Interface markup and scripts
** START **

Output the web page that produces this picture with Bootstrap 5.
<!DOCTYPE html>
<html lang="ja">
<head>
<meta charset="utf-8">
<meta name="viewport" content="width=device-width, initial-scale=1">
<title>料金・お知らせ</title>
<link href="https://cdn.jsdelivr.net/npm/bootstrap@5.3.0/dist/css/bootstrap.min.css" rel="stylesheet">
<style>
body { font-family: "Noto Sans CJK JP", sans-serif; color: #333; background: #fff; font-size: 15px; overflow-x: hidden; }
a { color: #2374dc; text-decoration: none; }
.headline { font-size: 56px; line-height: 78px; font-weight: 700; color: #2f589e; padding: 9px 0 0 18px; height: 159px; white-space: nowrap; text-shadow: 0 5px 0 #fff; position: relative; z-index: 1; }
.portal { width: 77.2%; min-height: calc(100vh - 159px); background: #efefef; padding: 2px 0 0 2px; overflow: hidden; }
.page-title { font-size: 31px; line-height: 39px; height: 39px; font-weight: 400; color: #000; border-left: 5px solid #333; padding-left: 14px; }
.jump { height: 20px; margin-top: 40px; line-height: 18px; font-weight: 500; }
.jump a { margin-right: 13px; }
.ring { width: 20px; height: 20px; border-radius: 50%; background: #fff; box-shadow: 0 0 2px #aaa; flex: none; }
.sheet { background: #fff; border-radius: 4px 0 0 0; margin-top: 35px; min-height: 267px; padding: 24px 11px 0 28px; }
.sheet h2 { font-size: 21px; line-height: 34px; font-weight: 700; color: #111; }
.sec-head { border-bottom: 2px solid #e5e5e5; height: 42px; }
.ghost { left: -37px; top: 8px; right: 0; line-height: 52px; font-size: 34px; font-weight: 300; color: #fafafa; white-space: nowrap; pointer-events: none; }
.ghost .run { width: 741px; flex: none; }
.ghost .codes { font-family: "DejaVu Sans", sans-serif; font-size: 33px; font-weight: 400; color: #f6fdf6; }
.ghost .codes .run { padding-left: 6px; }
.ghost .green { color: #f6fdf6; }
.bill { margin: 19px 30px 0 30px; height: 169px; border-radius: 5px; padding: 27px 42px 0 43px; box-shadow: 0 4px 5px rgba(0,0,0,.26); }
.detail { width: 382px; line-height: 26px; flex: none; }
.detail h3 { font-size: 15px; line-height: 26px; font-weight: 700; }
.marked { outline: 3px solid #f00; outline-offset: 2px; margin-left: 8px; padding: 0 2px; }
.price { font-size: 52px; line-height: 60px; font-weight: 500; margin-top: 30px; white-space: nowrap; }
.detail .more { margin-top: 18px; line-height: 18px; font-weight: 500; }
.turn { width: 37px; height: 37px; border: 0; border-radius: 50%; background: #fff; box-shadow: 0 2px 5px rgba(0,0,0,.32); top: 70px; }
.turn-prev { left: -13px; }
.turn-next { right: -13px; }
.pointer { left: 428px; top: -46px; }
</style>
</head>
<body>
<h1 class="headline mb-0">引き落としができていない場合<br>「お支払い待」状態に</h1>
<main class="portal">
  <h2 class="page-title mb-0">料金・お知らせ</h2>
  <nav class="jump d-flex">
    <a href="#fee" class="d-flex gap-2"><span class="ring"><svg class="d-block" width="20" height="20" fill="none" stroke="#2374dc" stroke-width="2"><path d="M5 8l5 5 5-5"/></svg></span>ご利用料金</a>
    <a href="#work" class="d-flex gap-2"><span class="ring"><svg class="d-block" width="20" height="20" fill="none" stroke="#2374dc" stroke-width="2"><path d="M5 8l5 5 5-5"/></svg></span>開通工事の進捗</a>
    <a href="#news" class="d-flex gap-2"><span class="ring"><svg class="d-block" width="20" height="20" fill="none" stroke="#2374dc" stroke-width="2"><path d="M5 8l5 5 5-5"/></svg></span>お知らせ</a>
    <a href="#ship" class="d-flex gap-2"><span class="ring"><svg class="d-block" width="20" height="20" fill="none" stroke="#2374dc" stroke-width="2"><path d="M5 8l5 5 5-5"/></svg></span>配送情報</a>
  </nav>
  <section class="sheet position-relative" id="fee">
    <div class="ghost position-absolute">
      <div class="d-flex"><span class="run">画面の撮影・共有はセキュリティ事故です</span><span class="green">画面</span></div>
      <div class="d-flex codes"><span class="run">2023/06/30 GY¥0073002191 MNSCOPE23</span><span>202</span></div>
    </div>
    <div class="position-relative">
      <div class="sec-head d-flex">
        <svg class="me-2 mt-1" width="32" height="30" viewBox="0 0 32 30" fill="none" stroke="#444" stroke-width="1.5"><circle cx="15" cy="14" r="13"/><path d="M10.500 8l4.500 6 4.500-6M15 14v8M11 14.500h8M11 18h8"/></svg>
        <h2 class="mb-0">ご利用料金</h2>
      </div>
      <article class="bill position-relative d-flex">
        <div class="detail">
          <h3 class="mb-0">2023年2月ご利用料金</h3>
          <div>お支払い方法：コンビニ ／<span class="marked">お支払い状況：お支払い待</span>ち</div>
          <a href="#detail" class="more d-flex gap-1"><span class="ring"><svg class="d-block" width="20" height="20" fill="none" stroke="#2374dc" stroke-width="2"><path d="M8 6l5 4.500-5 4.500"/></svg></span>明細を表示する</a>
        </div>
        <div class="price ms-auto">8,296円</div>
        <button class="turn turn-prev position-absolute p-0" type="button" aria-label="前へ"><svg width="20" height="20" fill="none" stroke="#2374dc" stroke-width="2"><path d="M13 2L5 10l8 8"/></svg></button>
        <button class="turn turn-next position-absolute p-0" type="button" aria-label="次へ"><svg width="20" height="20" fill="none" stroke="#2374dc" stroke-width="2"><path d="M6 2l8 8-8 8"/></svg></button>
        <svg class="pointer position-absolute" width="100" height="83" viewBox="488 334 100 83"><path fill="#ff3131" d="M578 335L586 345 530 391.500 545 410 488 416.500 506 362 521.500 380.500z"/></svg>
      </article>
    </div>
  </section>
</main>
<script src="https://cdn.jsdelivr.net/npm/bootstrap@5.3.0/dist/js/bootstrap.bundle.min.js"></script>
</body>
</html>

** END **
** START **

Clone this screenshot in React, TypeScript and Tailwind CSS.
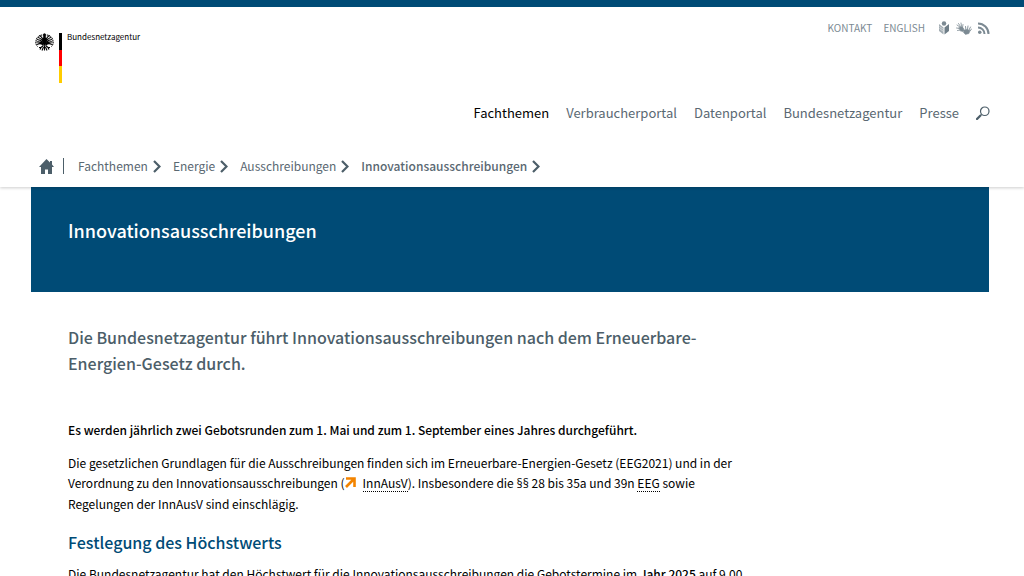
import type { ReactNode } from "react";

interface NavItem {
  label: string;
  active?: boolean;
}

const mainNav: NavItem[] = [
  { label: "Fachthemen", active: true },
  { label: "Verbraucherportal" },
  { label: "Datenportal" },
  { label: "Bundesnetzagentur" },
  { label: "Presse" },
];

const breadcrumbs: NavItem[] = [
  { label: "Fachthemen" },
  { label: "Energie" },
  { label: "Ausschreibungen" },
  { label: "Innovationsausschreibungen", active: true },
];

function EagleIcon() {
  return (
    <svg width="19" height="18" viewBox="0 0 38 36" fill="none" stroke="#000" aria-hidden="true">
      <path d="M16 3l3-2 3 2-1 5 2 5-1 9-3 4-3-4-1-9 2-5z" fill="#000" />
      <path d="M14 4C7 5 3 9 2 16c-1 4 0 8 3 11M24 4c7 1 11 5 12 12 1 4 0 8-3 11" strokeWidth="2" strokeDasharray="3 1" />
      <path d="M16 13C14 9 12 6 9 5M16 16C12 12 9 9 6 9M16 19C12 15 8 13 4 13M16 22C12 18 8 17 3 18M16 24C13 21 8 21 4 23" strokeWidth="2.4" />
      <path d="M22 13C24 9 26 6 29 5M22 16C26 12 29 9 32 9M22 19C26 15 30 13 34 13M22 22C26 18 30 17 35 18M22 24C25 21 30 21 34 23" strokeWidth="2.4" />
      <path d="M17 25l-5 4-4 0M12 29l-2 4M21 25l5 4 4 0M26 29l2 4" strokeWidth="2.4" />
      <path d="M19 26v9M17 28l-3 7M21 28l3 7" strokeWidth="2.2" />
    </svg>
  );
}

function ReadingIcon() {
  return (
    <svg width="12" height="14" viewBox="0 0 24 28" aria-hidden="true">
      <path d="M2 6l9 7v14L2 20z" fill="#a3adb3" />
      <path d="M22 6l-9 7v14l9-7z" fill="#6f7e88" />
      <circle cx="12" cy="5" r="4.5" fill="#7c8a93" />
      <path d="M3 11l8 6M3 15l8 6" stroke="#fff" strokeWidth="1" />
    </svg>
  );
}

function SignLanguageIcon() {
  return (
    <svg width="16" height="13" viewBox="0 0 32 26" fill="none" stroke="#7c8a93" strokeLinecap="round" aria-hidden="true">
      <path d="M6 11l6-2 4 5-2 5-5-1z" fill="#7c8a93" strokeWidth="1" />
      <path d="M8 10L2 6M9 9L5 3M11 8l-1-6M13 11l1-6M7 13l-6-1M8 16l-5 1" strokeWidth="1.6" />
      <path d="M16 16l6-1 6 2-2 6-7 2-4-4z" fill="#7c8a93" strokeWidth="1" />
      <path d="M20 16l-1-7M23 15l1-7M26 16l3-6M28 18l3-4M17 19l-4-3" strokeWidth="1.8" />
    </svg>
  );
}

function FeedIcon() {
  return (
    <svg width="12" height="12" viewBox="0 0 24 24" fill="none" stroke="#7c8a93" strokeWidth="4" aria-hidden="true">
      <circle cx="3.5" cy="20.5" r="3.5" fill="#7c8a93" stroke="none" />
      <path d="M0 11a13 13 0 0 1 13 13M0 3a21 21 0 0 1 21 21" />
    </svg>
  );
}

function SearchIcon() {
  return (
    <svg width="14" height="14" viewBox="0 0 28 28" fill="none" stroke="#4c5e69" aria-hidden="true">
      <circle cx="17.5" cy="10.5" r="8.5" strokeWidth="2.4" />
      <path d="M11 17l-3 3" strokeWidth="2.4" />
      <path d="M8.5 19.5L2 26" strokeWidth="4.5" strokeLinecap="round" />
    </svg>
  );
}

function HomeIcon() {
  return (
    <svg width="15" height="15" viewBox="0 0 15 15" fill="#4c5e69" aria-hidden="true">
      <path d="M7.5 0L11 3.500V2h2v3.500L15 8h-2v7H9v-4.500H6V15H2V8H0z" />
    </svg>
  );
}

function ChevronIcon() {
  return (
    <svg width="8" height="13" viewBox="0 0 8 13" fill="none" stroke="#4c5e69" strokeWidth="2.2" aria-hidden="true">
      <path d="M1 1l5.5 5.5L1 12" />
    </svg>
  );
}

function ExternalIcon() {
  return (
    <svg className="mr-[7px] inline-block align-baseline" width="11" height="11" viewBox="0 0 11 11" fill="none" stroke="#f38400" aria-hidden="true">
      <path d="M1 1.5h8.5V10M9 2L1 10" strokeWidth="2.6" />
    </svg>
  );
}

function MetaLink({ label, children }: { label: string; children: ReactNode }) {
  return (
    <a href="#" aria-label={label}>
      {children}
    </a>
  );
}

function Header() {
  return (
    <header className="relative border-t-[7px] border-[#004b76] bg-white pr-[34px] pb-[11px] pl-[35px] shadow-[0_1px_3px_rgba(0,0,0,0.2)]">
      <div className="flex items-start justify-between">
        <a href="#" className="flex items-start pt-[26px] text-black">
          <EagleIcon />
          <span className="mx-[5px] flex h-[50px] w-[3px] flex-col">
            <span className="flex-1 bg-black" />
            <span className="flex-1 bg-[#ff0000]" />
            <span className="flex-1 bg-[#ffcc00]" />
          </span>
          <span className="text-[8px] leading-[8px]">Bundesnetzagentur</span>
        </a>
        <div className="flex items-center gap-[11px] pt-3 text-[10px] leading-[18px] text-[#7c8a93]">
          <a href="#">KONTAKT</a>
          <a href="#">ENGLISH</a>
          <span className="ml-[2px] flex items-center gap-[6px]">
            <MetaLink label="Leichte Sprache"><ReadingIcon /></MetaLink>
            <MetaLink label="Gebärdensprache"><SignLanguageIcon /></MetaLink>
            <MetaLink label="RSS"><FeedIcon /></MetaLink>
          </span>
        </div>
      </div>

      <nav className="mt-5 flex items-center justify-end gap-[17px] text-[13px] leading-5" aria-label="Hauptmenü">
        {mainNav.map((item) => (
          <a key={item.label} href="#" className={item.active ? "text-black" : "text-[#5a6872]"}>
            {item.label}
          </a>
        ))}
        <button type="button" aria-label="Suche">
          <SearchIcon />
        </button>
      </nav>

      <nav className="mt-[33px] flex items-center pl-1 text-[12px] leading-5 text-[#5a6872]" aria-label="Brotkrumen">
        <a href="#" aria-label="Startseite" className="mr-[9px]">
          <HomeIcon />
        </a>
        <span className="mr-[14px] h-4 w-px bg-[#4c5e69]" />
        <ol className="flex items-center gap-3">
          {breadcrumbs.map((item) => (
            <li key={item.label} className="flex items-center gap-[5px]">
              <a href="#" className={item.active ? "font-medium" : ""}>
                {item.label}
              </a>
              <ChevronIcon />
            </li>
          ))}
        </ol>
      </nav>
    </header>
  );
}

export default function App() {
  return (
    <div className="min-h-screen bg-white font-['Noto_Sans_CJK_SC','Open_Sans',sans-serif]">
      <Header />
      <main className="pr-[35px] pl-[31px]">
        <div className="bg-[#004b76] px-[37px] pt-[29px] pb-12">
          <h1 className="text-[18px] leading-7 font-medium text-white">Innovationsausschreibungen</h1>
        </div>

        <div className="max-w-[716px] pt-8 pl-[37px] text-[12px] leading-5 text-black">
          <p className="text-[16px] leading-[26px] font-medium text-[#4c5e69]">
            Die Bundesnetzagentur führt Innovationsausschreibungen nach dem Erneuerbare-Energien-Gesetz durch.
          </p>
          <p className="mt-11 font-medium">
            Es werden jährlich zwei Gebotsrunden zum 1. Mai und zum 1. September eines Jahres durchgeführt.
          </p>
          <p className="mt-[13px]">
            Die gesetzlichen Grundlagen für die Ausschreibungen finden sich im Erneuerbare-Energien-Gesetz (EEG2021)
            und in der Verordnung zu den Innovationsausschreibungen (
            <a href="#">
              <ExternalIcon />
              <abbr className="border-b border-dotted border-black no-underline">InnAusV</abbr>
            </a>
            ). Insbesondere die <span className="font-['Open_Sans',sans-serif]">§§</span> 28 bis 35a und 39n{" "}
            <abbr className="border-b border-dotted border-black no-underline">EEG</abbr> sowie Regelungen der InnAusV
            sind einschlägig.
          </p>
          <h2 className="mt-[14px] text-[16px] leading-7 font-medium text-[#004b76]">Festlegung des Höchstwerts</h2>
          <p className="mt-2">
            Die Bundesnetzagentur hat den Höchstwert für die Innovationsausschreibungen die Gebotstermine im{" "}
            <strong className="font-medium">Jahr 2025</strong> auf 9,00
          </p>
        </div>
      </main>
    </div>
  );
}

** END **
** START **

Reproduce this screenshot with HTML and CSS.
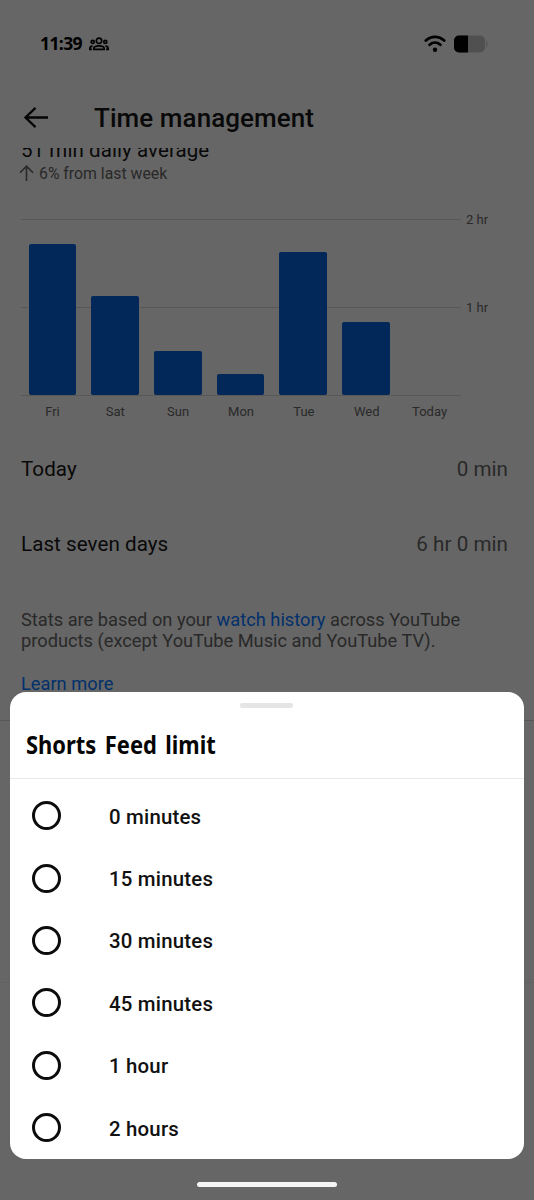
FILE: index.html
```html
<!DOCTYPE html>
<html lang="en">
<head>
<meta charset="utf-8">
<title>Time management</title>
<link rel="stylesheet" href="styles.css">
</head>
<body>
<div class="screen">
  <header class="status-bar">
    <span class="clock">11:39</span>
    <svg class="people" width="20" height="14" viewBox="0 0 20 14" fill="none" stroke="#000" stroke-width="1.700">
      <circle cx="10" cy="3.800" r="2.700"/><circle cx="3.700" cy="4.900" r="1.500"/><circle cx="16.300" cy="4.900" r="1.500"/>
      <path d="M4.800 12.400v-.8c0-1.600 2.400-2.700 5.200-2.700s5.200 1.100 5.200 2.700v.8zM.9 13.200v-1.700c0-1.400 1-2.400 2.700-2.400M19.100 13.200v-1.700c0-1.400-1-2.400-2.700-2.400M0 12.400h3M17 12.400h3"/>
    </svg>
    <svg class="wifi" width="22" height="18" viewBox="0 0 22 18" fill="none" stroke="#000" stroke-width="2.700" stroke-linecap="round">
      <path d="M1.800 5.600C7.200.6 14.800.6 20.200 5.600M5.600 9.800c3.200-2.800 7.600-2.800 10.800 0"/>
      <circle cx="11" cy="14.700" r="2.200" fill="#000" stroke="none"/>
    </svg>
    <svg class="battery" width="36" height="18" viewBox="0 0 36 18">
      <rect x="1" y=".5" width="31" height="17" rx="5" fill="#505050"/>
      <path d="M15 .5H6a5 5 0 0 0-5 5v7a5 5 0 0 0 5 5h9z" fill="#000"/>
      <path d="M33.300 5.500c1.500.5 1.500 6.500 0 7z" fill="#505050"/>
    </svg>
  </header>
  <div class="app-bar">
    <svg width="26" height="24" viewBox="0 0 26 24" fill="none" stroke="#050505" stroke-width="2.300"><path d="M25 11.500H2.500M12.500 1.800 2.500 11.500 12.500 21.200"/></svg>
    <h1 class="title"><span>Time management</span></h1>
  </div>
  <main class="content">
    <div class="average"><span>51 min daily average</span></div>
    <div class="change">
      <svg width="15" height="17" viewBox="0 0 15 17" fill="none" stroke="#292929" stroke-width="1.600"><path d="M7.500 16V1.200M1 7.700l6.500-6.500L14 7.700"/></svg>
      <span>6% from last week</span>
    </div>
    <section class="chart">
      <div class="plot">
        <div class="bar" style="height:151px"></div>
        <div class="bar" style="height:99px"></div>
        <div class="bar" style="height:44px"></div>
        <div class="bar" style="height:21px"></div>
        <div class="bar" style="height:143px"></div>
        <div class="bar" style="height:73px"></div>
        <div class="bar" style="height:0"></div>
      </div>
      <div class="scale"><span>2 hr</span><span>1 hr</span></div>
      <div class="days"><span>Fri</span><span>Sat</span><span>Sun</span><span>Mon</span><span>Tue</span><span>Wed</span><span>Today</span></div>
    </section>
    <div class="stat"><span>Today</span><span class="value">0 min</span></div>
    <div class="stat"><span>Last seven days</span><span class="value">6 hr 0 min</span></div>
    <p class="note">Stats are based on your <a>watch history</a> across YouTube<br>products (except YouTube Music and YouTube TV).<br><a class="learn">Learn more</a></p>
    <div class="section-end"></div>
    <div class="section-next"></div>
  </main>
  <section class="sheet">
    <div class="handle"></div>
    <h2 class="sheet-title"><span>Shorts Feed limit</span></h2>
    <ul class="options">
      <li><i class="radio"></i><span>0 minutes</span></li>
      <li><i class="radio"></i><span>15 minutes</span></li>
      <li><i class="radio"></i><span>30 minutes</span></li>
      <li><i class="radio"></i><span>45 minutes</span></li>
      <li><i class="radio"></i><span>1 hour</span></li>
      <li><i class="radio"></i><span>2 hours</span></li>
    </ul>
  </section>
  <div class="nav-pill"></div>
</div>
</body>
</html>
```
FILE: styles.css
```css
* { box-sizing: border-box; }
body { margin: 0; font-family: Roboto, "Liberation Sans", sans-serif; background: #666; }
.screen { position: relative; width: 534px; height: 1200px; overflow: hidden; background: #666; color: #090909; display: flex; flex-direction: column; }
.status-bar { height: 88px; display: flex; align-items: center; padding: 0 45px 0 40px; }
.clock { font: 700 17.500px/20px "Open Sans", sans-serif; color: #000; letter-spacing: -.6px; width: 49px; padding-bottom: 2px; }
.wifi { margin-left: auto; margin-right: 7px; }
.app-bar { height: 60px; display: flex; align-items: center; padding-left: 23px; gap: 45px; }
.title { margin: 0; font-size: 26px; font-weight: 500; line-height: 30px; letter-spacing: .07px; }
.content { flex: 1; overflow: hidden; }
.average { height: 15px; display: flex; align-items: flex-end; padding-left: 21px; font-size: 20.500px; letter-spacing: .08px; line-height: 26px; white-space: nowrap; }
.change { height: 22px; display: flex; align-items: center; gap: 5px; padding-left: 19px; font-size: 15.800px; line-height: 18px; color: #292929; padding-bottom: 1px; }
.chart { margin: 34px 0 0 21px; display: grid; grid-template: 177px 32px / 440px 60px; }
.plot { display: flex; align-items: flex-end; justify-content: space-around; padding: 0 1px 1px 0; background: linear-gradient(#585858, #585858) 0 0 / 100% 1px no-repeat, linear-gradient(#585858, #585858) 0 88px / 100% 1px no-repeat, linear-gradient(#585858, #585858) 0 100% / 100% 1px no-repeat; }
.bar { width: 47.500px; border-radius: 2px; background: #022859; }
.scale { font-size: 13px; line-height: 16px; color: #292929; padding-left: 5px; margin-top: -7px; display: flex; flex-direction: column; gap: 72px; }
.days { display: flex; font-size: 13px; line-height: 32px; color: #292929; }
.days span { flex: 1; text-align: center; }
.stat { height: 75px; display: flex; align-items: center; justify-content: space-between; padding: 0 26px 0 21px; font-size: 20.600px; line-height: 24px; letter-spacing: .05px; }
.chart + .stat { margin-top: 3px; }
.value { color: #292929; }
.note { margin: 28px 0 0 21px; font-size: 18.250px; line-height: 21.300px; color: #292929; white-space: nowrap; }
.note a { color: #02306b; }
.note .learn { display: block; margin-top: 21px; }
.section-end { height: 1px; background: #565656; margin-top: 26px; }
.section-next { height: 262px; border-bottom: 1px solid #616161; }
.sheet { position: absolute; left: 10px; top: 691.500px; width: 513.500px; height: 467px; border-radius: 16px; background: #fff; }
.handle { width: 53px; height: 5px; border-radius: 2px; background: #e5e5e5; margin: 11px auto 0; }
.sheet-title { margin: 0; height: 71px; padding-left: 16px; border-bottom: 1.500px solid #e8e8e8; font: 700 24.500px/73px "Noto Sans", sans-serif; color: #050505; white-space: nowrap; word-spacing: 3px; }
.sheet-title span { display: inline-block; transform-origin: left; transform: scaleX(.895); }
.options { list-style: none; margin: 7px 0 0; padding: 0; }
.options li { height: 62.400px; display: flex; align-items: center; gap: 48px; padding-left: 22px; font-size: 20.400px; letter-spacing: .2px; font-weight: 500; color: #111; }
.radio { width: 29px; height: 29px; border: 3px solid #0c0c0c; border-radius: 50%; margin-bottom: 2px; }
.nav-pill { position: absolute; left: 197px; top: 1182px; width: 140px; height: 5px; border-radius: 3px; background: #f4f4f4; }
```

** END **

◆ TASK GOAL ◆
Collect every line above that contains the word "this".

◆ TASK ANSWER ◆
Output the web page that produces this picture with Bootstrap 5.
Clone this screenshot in React, TypeScript and Tailwind CSS.
Reproduce this screenshot with HTML and CSS.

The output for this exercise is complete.